Le recenti rivelazioni in merito alle attività dei servizi segreti indiani nella Capitale e non solo, pubblicate dal quotidiano Il Tempo, non giungono del tutto inattese agli analisti d’intelligence. La presenza di ramificazioni di alcune entità di sostegno e finanziamento a organizzazioni terroristiche pakistane in Italia e, in special modo, a Brescia, Ravenna, Roma e Napoli, è infatti un fatto noto. Il fenomeno, già radicato in Germania, Francia e, soprattutto, nel Regno Unito, si è esteso al nostro Paese all’inizio del nuovo millennio, quando alcuni soggetti, già parzialmente integrati nel tessuto sociale italiano con numerose attività di “money transfer”, vennero contattati da agenti provenienti dal Pakistan, in particolare da Lahore ed Islamabad, allo scopo di facilitare l’invio di somme di denaro raccolte in alcune associazioni islamiche romane a destinatari pakistani, alterando i dati del mittente.
Ma questa era la punta dell’iceberg di una più complessa attività di finanziamento ai gruppi islamisti orbitanti attorno al network qaedista in Asia e in Europa. I personaggi al centro delle operazioni finanziarie, per convinzione o paura indotta dalla pressione degli emissari pakistani, avevano intrapreso anche l’attività di “hawaladar”, in qualità di mediatori per l’invio “sulla fiducia” di ingenti somme di denaro, sotto la copertura delle rimesse di emigranti, destinate al Paese asiatico. La particolarità di queste complesse operazioni, che in questa sede abbiamo voluto semplificare allo scopo di renderle comprensibili, è che i finanziamenti erano destinati non solo a gruppi islamisti radicali jihadisti agenti contro l’Occidente, ma anche a entità che operavano, e tutt’ora operano nel conteso confine a nord dell’India, con finalità di espansione territoriale in danno di New Delhi, in ciò sostenuti dall’Isi, l’Inter Services Intelligence, il potentissimo servizio segreto pakistano.

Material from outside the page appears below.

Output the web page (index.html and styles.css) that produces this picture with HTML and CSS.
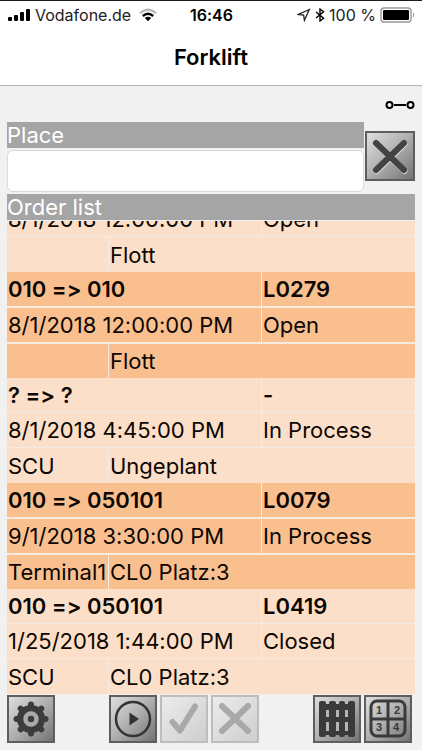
FILE: index.html
```html
<!DOCTYPE html>
<html lang="en">
<head>
<meta charset="utf-8">
<meta name="viewport" content="width=device-width, initial-scale=1">
<title>Forklift</title>
<link rel="stylesheet" href="styles.css">
</head>
<body>
<header class="top">
  <div class="status">
    <div class="status-side">
      <svg class="signal" viewBox="0 0 24 14" width="24" height="14"><rect x="1" y="9" width="4" height="4" rx="1"/><rect x="7" y="7" width="4" height="6" rx="1"/><rect x="13" y="4" width="4" height="9" rx="1"/><rect x="19" y="1" width="4" height="12" rx="1"/></svg>
      <span class="carrier">Vodafone.de</span>
      <svg viewBox="0 0 18 14" width="18" height="14" fill="none" stroke-width="2.4"><path d="M1 5.2Q9-1.8 17 5.2" stroke="#b9b9b9"/><path d="M3.8 8Q9 3.4 14.2 8" stroke="#000"/><path d="M5.8 10Q9 7.600 12.2 10L9 13.2z" fill="#000"/></svg>
    </div>
    <time class="clock">16:46</time>
    <div class="status-side status-right">
      <svg viewBox="0 0 14 14" width="14" height="14" fill="none" stroke="#222" stroke-width="1.3"><path d="M12.3 1.5L1.4 6.4L6.6 7L7.4 12.3z"/></svg>
      <svg viewBox="0 0 10 14" width="10" height="14" fill="none" stroke="#000" stroke-width="1.4"><path d="M1 4L8.6 10.2L5 13V1L8.6 3.8L1 10"/></svg>
      <span>100 %</span>
      <svg viewBox="0 0 36 16" width="36" height="16"><rect x="1" y="1" width="30" height="14" rx="3" fill="#fff" stroke="#999" stroke-width="1.4"/><rect x="3" y="3" width="26" height="10" rx="1" fill="#000"/><path d="M33 5.5Q35.4 8 33 10.5z" fill="#999"/></svg>
    </div>
  </div>
  <h1>Forklift</h1>
</header>
<main>
  <div class="link-state">
    <svg viewBox="0 0 30 10" width="30" height="10" fill="none" stroke="#000" stroke-width="2"><circle cx="4.5" cy="5" r="3"/><circle cx="25.5" cy="5" r="3"/><path d="M9 5H21"/></svg>
  </div>
  <form class="place">
    <div class="field">
      <label class="bar" for="place">Place</label>
      <input id="place" type="text">
    </div>
    <button class="tile clear" type="button" aria-label="Clear">
      <svg viewBox="2 2 46 46"><path d="M11.500 13L39.500 40M39.500 13L11.500 40" stroke="#ddd" stroke-width="6" stroke-linecap="round"/><path d="M11 12L39 39M39 12L11 39" stroke="#434343" stroke-width="6" stroke-linecap="round"/></svg>
    </button>
  </form>
  <h2 class="bar">Order list</h2>
  <div class="list">
    <table>
      <colgroup><col class="c1"><col class="c2"><col class="c2"></colgroup>
      <tbody class="light">
        <tr><td colspan="2">8/1/2018 12:00:00 PM</td><td>Open</td></tr>
        <tr><td></td><td colspan="2">Flott</td></tr>
      </tbody>
      <tbody class="dark">
        <tr><th colspan="2">010 =&gt; 010</th><th>L0279</th></tr>
        <tr><td colspan="2">8/1/2018 12:00:00 PM</td><td>Open</td></tr>
        <tr><td></td><td colspan="2">Flott</td></tr>
      </tbody>
      <tbody class="light">
        <tr><th colspan="2">? =&gt; ?</th><th>-</th></tr>
        <tr><td colspan="2">8/1/2018 4:45:00 PM</td><td>In Process</td></tr>
        <tr><td>SCU</td><td colspan="2">Ungeplant</td></tr>
      </tbody>
      <tbody class="dark">
        <tr><th colspan="2">010 =&gt; 050101</th><th>L0079</th></tr>
        <tr><td colspan="2">9/1/2018 3:30:00 PM</td><td>In Process</td></tr>
        <tr><td>Terminal1</td><td colspan="2">CL0 Platz:3</td></tr>
      </tbody>
      <tbody class="light">
        <tr><th colspan="2">010 =&gt; 050101</th><th>L0419</th></tr>
        <tr><td colspan="2">1/25/2018 1:44:00 PM</td><td>Closed</td></tr>
        <tr><td>SCU</td><td colspan="2">CL0 Platz:3</td></tr>
      </tbody>
    </table>
  </div>
  <div class="tools">
    <button class="tile" type="button" aria-label="Settings">
      <svg viewBox="2 2 44 44"><circle cx="24" cy="24" r="14" fill="#3c3c3c"/><path d="M24 9.500V38.500M9.500 24H38.500M13.700 13.700L34.300 34.300M34.300 13.700L13.700 34.300" stroke="#3c3c3c" stroke-width="6" stroke-linecap="round"/><circle cx="24" cy="24" r="5.500" fill="#3c3c3c" stroke="#aaa" stroke-width="4.500"/></svg>
    </button>
    <button class="tile col3" type="button" aria-label="Start">
      <svg viewBox="2 2 44 44"><circle cx="24" cy="24" r="17" fill="none" stroke="#333" stroke-width="2.500"/><path d="M20.500 17.500V30.500L30 24z" fill="#333"/></svg>
    </button>
    <button class="tile" type="button" aria-label="Confirm" disabled>
      <svg viewBox="2 2 44 44" fill="none" stroke="#a9a9a9" stroke-width="6" stroke-linecap="round" stroke-linejoin="round"><path d="M12.500 27L20 35.500L35 11.500"/></svg>
    </button>
    <button class="tile" type="button" aria-label="Cancel" disabled>
      <svg viewBox="2 2 44 44" fill="none" stroke="#a9a9a9" stroke-width="6" stroke-linecap="round"><path d="M11 11L37 36M37 11L11 36"/></svg>
    </button>
    <button class="tile col7" type="button" aria-label="Pallet">
      <svg viewBox="2 2 44 44"><g fill="#3a3a3a"><rect x="6" y="6" width="7" height="36" rx="2"/><rect x="16" y="6" width="7" height="36" rx="2"/><rect x="26" y="6" width="6" height="36" rx="2"/><rect x="35" y="6" width="7" height="36" rx="2"/><path d="M8 9H40V15H8zM8 22H40V27H8zM8 36H40V40H8z"/></g><path d="M13 15H16V22H13zM23 15H26V22H23zM32 15H35V22H32zM13 27H16V36H13zM23 27H26V36H23zM32 27H35V36H32z" fill="#b5b5b5"/></svg>
    </button>
    <button class="tile" type="button" aria-label="Numbers">
      <svg viewBox="2 2 44 44"><rect x="7" y="6" width="34" height="35" rx="6" fill="none" stroke="#3a3a3a" stroke-width="3"/><path d="M24 6V41M7 24H41" stroke="#3a3a3a" stroke-width="3"/><g class="digits"><text x="15" y="19">1</text><text x="33" y="19">2</text><text x="15" y="36">3</text><text x="32" y="36">4</text></g></svg>
    </button>
  </div>
</main>
</body>
</html>
```
FILE: styles.css
```css
* { box-sizing: border-box; }
body {
  margin: 0;
  height: 100vh;
  display: flex;
  flex-direction: column;
  background: #f1f1f1;
  color: #0c0703;
  font-family: Inter, "Liberation Sans", sans-serif;
  font-size: 22px;
  font-feature-settings: "calt" 0;
  font-variation-settings: "opsz" 24;
}
svg { display: block; }
.top {
  height: 86px;
  background: #fff;
  border-top: 1px solid #1c1c1e;
  border-bottom: 1px solid #b2b2b2;
}
.status {
  display: flex;
  align-items: center;
  height: 28px;
  padding: 0 6px 0 7px;
  font-size: 16px;
  color: #222;
}
.status-side { flex: 1; display: flex; align-items: center; gap: 4px; white-space: nowrap; }
.carrier { margin-right: 4px; }
.status-right { justify-content: flex-end; }
.clock { font-weight: 600; color: #000; }
h1 {
  margin: 0;
  color: #000;
  font-size: 22px;
  font-weight: 600;
  line-height: 56px;
  text-align: center;
}
main {
  flex: 1;
  min-height: 0;
  display: flex;
  flex-direction: column;
  padding: 0 7px 7px;
}
.link-state { display: flex; justify-content: flex-end; height: 36px; padding-top: 14px; }
.place { display: grid; grid-template-columns: 7fr 1fr; align-items: start; }
.bar {
  display: block;
  margin: 0;
  background: #a5a5a5;
  color: #fff;
  font-size: 22px;
  font-weight: 400;
  line-height: 26px;
}
.field input {
  display: block;
  width: 100%;
  height: 42px;
  margin: 2px 0;
  padding: 0 8px;
  border: 1px solid #dadada;
  border-radius: 6px;
  background: #fff;
  font: inherit;
}
.list {
  flex: 1;
  min-height: 0;
  display: flex;
  flex-direction: column;
  justify-content: flex-end;
  overflow: hidden;
  margin: 1px 0;
}
table { width: 100%; flex: none; table-layout: fixed; border-collapse: separate; border-spacing: 0; }
.c1 { width: 25%; }
.c2 { width: 37.5%; }
th, td {
  height: 35px;
  padding: 0 1px;
  border: 0 solid #f6eae1;
  line-height: 30px;
  text-align: left;
  vertical-align: middle;
  white-space: nowrap;
}
th { font-weight: 600; }
th:first-child, td:first-child { border-right-width: 1px; }
tr:not(:last-child) > * { border-bottom-width: 1px; }
.light { background: #fcdfc8; }
.dark { background: #fabf8f; }
.dark tr:not(:last-child) > * { height: 36px; border-bottom-width: 2px; }
.dark tr:last-child > * { height: 34px; }
.tools { display: grid; grid-template-columns: repeat(8, 1fr); }
.col3 { grid-column: 3; }
.col7 { grid-column: 7; }
.tile {
  width: 48px;
  height: 48px;
  padding: 0;
  border: 2px solid #5f5d5e;
  background: linear-gradient(135deg, #dedede 0%, #b5b4b4 45%, #757273 100%);
}
.tile svg { width: 100%; height: 100%; }
.tile:disabled { border-color: #bdbdbd; background: linear-gradient(135deg, #ececec, #cecece); }
.clear { width: 50px; height: 50px; margin-top: 9px; justify-self: end; }
.digits { fill: #3a3a3a; font-size: 11px; font-weight: 700; text-anchor: middle; }
```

Potrebbe risiedere in tale contesto la spiegazione più plausibile all’arrivo in Italia di agenti indiani, anche in considerazione del fatto che le notizie relative i finanziamenti ai gruppi islamisti del Kashmir, all’alba del millennio vennero considerate di minor rilievo rispetto a quelle relative alla galassia di Al Qaeda, all’epoca ritenuta la maggior minaccia per gli interessi Occidentali.
La persistenza e l’espansione del fenomeno del finanziamento dei gruppi islamisti, risulta di non facile approccio per gli investigatori. Si tratta, infatti, di una miscela di sottili trame intessute tra vari soggetti le cui conversazioni non si prestano a intercettazione poichè, per lo più, discorrono nei vari dialetti solo durante gli incontri sporadici che li vedono protagonisti. Inoltre, le tecniche messe in campo per il trasferimento di fondi non lasciano tracce, non prevedendo il rilascio di ricevute e avvenendo tramite comunicazioni verbali o con semplici sms o email del tutto innocue nei contenuti. La raccolta dei fondi si presenta ancor più oscura, trattandosi di somme di denaro versate volontariamente dai fedeli islamici durante gli incontri di preghiera e formalmente devolute alle Ong islamiche per il supporto a popolazioni musulmane in sofferenza.
In questo complesso panorama di attività per lo più illecite vi è poi una particolarità ancora più rilevante. La comunità pakistana romana, è quella che, a tutt’oggi, secondo le notizie in nostro possesso, non è titolare di alcun centro islamico, moschea o associazione. I musulmani del Pakistan, immigrati nel nostro Paese, frequentano infatti i luoghi di preghiera gestiti da bengalesi, mantenendo così un profilo assai contenuto quanto a riconoscibilità e identificazione come frequentatori provenienti da quello specifico Paese asiatico.
La zona centrale della Capitale, soprattutto quella dell’Esquilino, è costellata di attività commerciali, agenzie di money transfer e società gestite in toto proprio da pakistani, sul cui conto non pesano precedenti penali o segnalazioni che li rendano “sospetti”. Ma le fonti interpellate hanno anche riferito che questi stessi soggetti, giunti in Italia da lungo tempo, sono improvvisamente divenuti imprenditori, senza alcun background economico di rilievo. Una volta individuati dagli emissari pakistani e opportunamente indottrinati, a oggi continuano nelle loro attività sviando i controlli grazie anche alle coperture offerte dalla comunità islamica e, non escluso, da agenti stranieri opportunamente collocati in seno alla stessa.